第二の曺国事件
さらに尹美香は、京幾道安城市に慰安婦ハルモニのための休息所(平和と癒しが出会う家)を時価の倍近い値段で購入している。だがその家には、慰安婦ハルモニは一人も暮らしていなかった。なぜか、尹美香の父親が管理人という名目で住んでいただけ。
近所の人によると、年に数度、慰安婦ハルモニの姿を見かけたことがあるが、普段は誰もいないという。
一体、誰のための「癒しの家」なのか? 結局、この「癒しの家」も数年前に売却されたが、この売買に使われた銀行口座も尹美香のものだ。
韓国では「第二の曺国事件」と呼ぶマスコミもあるが、弱い立場で高齢の慰安婦を利用して不正蓄財したのだから、国以上に悪質だ。
この金銭問題は尹美香個人だけの話ではない。彼女が理事長を務めていた正義連は、自分たちを「国際連帯事業として各国の団体を支援している」と説明している。
ところが韓国の週刊誌『時事ジャーナル』の取材によると、正義連は2018年にオランダの人権団体に1億2200万ウォンを送金したというが、人権団体に確認したところ、受け取ったのは1998万ウォン(1万4998ユーロ)だけだと回答してきた。差額の1億ウォンはどこへ?
2014年にも、ベトナムでの井戸掘削費用として集めた約1700ウォンのうち、実際にベトナムに届いたのは約1200万ウォンに過ぎず、残りの約500万ウォンが行方不明である。
ナイジェリアの人権団体に対しても333万ウォンを送金したと説明しているが、相手は122万ウォン(100ドル)しか受け取っていない。
正義連だけではなく、他の慰安婦団体の実態や疑惑が連日のように暴露されている。6月6日には、ある慰安婦団体所長がソウル市内で急死した。当局からの追及逃れの自殺説も囁かれている。
疑惑の代表的なものが、ソウル郊外にある「ナヌムの家」運営をめぐる疑惑だ。日本でも知られている「ナヌムの家」は1992年、仏教団体によって作られた。現在でも生存者ハルモニ18人のうち、6名の慰安婦ハルモニが住んでいる。
韓国テレビYTNによると、「ナヌムの家」には民間人(企業)からの寄付や政府の国庫支援金などで合計70億ウォン以上の資産がある。ところが、慰安婦ハルモニの生活実態は非常に貧しく、表現は悪いが「飼い殺し」の生活だったという。
慰安婦がさらし者に
2019年には25億ウォンの寄付があったにもかかわらず、慰安婦に対して使われた金額はわずか6400万ウォンばかりだった。海外からの訪問客が残した寄付金なども、一切ハルモニの手には渡っていない。金は理事会がすべて管理しているのだ。
金の面だけではない。
ハルモニのなかには、いまでも実名や顔を出したくない人がいる。
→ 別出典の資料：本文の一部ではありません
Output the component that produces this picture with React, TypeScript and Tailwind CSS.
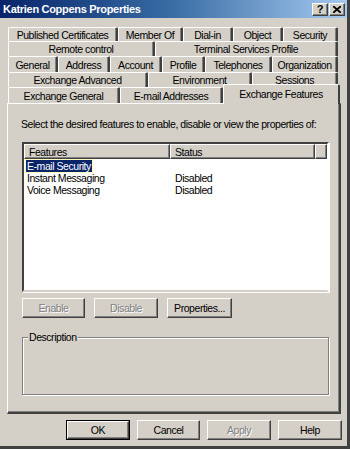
const font = "font-['Liberation_Sans',Arial,sans-serif]";

type Tab = { label: string; w: string; active?: boolean };

const tabRows: { h: string; tabs: Tab[] }[] = [
  {
    h: "h-[14px]",
    tabs: [
      { label: "Published Certificates", w: "w-[110px]" },
      { label: "Member Of", w: "w-[65px]" },
      { label: "Dial-in", w: "w-[50px]" },
      { label: "Object", w: "w-[50px]" },
      { label: "Security", w: "w-[55px]" },
    ],
  },
  {
    h: "h-[15px]",
    tabs: [
      { label: "Remote control", w: "w-[147px]" },
      { label: "Terminal Services Profile", w: "w-[183px]" },
    ],
  },
  {
    h: "h-[16px]",
    tabs: [
      { label: "General", w: "w-[50px]" },
      { label: "Address", w: "w-[52px]" },
      { label: "Account", w: "w-[52px]" },
      { label: "Profile", w: "w-[43px]" },
      { label: "Telephones", w: "w-[67px]" },
      { label: "Organization", w: "w-[66px]" },
    ],
  },
  {
    h: "h-[15px]",
    tabs: [
      { label: "Exchange Advanced", w: "w-[140px]" },
      { label: "Environment", w: "w-[104px]" },
      { label: "Sessions", w: "w-[86px]" },
    ],
  },
  {
    h: "h-[16px]",
    tabs: [
      { label: "Exchange General", w: "w-[112px]" },
      { label: "E-mail Addresses", w: "w-[103px]" },
      { label: "Exchange Features", w: "w-[117px]", active: true },
    ],
  },
];

const features = [
  { name: "E-mail Security", status: "" },
  { name: "Instant Messaging", status: "Disabled" },
  { name: "Voice Messaging", status: "Disabled" },
];

const raised =
  "border border-t-white border-l-white border-r-[#404040] border-b-[#404040] shadow-[inset_-1px_-1px_0_#808080]";

function TabItem({ tab }: { tab: Tab }) {
  if (tab.active) {
    return (
      <div
        className={`${tab.w} relative z-10 -mt-[3px] -mb-[1px] h-[20px] flex items-start justify-center pt-[3px] bg-[#d4d0c8] border-t border-l border-r-2 border-t-white border-l-white border-r-[#404040] rounded-t-[2px] text-[10.5px]`}
      >
        {tab.label}
      </div>
    );
  }
  return (
    <div
      className={`${tab.w} h-full flex items-center justify-center border-t border-l border-r-2 border-t-white border-l-white border-r-[#404040] rounded-t-[2px] shadow-[inset_-1px_0_0_#808080] text-[10.5px]`}
    >
      {tab.label}
    </div>
  );
}

function Button({
  label,
  disabled,
  isDefault,
  w,
}: {
  label: string;
  disabled?: boolean;
  isDefault?: boolean;
  w: string;
}) {
  const inner = (
    <div
      className={`h-full w-full flex items-center justify-center ${raised} ${
        disabled ? "text-[#808080] [text-shadow:1px_1px_0_#ffffff]" : "text-black"
      }`}
    >
      {label}
    </div>
  );
  if (isDefault) {
    return <div className={`${w} h-[20px] border border-black`}>{inner}</div>;
  }
  return <div className={`${w} h-[20px]`}>{inner}</div>;
}

export default function App() {
  return (
    <div
      className={`${font} w-[350px] h-[449px] bg-[#d4d0c8] text-[10.5px] leading-[12px] tracking-[-0.45px] text-black flex flex-col border-r-[3px] border-b-[3px] border-r-[#404040] border-b-[#404040] overflow-hidden whitespace-nowrap`}
    >
      {/* title bar */}
      <div className="h-[18px] shrink-0 flex items-center justify-between pl-[3px] pr-[2px] bg-gradient-to-r from-[#0a246a] via-[#3a6ea5] to-[#a6caf0]">
        <span className="text-white font-bold text-[11px] tracking-[-0.3px]">
          Katrien Coppens Properties
        </span>
        <div className="flex gap-[1px]">
          <div className={`w-[16px] h-[13px] bg-[#d4d0c8] ${raised} flex items-center justify-center font-bold text-[11px] leading-none`}>
            ?
          </div>
          <div className={`w-[16px] h-[13px] bg-[#d4d0c8] ${raised} flex items-center justify-center`}>
            <svg width="8" height="7" viewBox="0 0 8 7">
              <path d="M0 0 L8 7 M8 0 L0 7" stroke="#000" strokeWidth="1.8" />
            </svg>
          </div>
        </div>
      </div>

      {/* tabs */}
      <div className="pl-[8px] pt-[9px] flex flex-col">
        {tabRows.map((row, i) => (
          <div key={i} className={`${row.h} flex`}>
            {row.tabs.map((t) => (
              <TabItem key={t.label} tab={t} />
            ))}
          </div>
        ))}
      </div>

      {/* panel */}
      <div className="ml-[7px] w-[334px] h-[311px] shrink-0 border-t border-l border-r-2 border-b-2 border-t-white border-l-white border-r-[#404040] border-b-[#404040] shadow-[inset_-1px_-1px_0_#808080] px-[13px] pt-[14px]">
        <p>Select the desired features to enable, disable or view the properties of:</p>

        {/* list view */}
        <div className="mt-[12px] ml-[1px] w-[307px] h-[150px] bg-white border-2 border-t-[#404040] border-l-[#404040] border-r-white border-b-[#d4d0c8] shadow-[1px_1px_0_#ffffff]">
          <div className="h-[15px] flex bg-[#d4d0c8]">
            <div className={`w-[146px] h-full pl-[4px] flex items-center ${raised}`}>Features</div>
            <div className={`w-[145px] h-full pl-[4px] flex items-center ${raised}`}>Status</div>
            <div className={`flex-1 h-full ${raised}`} />
          </div>
          <div className="pt-[1px] flex flex-col">
            {features.map((f, i) => (
              <div key={f.name} className="h-[12px] flex">
                <div className="w-[146px] pl-[2px]">
                  <span
                    className={
                      i === 0
                        ? "bg-[#0a246a] text-white px-[1px] inline-block h-[12px] outline-1 outline-dotted outline-[#ffff80]"
                        : "px-[1px]"
                    }
                  >
                    {f.name}
                  </span>
                </div>
                <div className="pl-[5px]">{f.status}</div>
              </div>
            ))}
          </div>
        </div>

        {/* buttons */}
        <div className="mt-[6px] ml-[1px] flex gap-[9px]">
          <Button label="Enable" w="w-[63px]" disabled />
          <Button label="Disable" w="w-[64px]" disabled />
          <Button label="Properties..." w="w-[65px]" />
        </div>

        {/* description group */}
        <div className="mt-[19px] ml-[1px] w-[307px] h-[58px] border border-[#808080] shadow-[1px_1px_0_#ffffff,inset_1px_1px_0_#ffffff] relative">
          <span className="absolute -top-[7px] left-[5px] bg-[#d4d0c8] px-[1px]">Description</span>
        </div>
      </div>

      {/* bottom buttons */}
      <div className="mt-[6px] pl-[66px] flex gap-[7px]">
        <Button label="OK" w="w-[64px]" isDefault />
        <Button label="Cancel" w="w-[63px]" />
        <Button label="Apply" w="w-[64px]" disabled />
        <Button label="Help" w="w-[64px]" />
      </div>
    </div>
  );
}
しかし数年前、一人のハルモニが病に臥せっている時、ある韓国人政治家の娘が訪問したのだが、その際、無理やり病床で記念写真を撮らされたという。戦前は生活のために慰安婦になったハルモニが、今度は生活のためにさらし者になったようなものだ。
慰安婦ハルモニたちは不当に利用され、怒りと不信感を持っている。金儲けのために利用された悔しさと屈辱……92歳の老婆が恥を忍んで全世界に訴えた理由はここにある。
慰安婦ハルモニを利用して不正蓄財した罪は重い。韓国の人々の間では、「慰安婦は彼らが金儲けのために作り出したのではないか?」と疑問に思う人すら多くなっている。
不正事実を知った善良な市民たちが、「寄付金を返せ!」という裁判を起こした。23人の大学生たちが「慰安婦ハルモニのための寄付金であり、営利目的の養老院建設のための寄付ではない」として提訴。詐欺罪で検察に告発もしている。